Y, por último, la mirada del personaje narrador que se posa y fija en el recuerdo de “aquellos ojos verdes”, nostalgia de una dicha que murió, captación de un instante supremo y único que, a partir de la interpretación de Brito, vino a inmortalizar ese bolero María Grever y todo gira, luego, como las demás versiones, en torno a ellos dos y cómo superarles: «Fueron tus ojos lo que me dieron/el tema dulce de mi canción/ tus ojos verdes, claros, serenos, / ojos que han sido mi inspiración. // Aquellos ojos verdes de mirada serena/ dejaron en mi alma eterna sed de amar. // Anhelos de caricias, de besos y ternuras/ de toda la dulzura que sabían brindar. // Aquellos ojos verdes, serenos como un lago/ en cuyas quietas aguas un día me miré/ no saben la tristeza que a mi alma le dejaron/ aquellos ojos verdes que ya nunca besaré. // Ojos verdes es el núcleo en torno al que giran los encomios a este blasón del cuerpo femenino, canto al objeto perdido del amor con prontuario detallado de los placeres que el sujeto masculino describe para el caso de que la amada oiga algún día ese bolero, cuyo patrón ritmo, al igual que el de la bachata, ilustran este trabajo, para beneficio de los lectores de partituras, amigos de la distinción entre un género y otro, que, de igual modo, copio la ilustración de la emblemática “Dorila” (González Canahuate, p. 99), criolla inaugural del género, en tanto espero su patrón  ritmo de la mano del melómano Carlos Batista Matos y, tomado de su libro, copio también para los lectores el patrón ritmo de la bachata y el bolero (Bachata. Historia y evolución Santo Domingo: Taller, 2002, pp. 239, 241), patrón que será el deleite de quienes anhelan saber en qué se diferencian la criolla, el bolero y la bachata.

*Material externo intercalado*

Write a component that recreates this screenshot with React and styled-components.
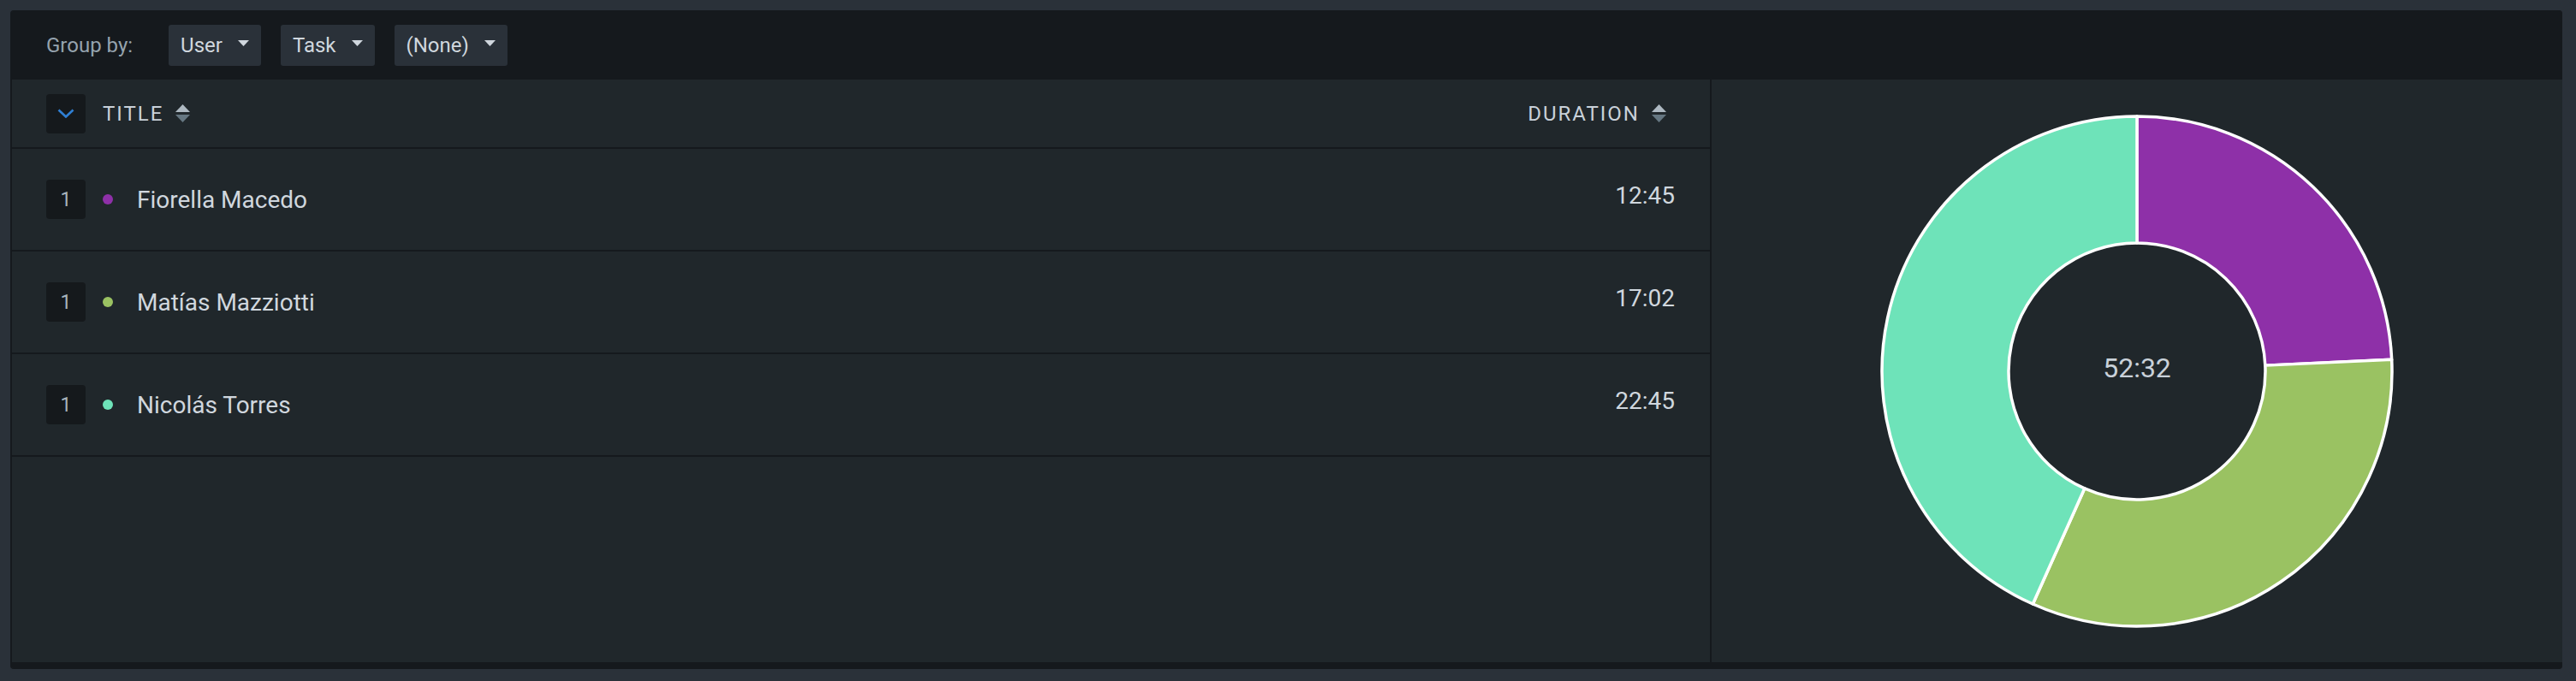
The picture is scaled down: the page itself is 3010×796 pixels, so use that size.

Por falta de espacio, dejo para la próxima entrega el análisis comparativo de los merengues contra la ocupación estadounidense en Puerto Rico y en la República Dominicana. Igualmente, pospongo el estudio de los merengues del proyecto político tradicional de la montonera caducado por la ocupación militar aludida y por el proyecto político burgués personal de Trujillo, el cual significó la ausencia de la participación de la clase social que construye el Estado nacional en razón de su carácter oligárquico. Sin embargo, los merengues machistas atravesaron la intervención de los Estados Unidos a nuestro país de 1916-24, al brigadier Trujillo y a los gobiernos que les sucedieron en el poder desde 1961 hasta hoy. A veces las ideologías atraviesan la base material que las sustenta y durante siglos o milenios sobreviven en el inconsciente colectivo a los modos de producción que las originaron.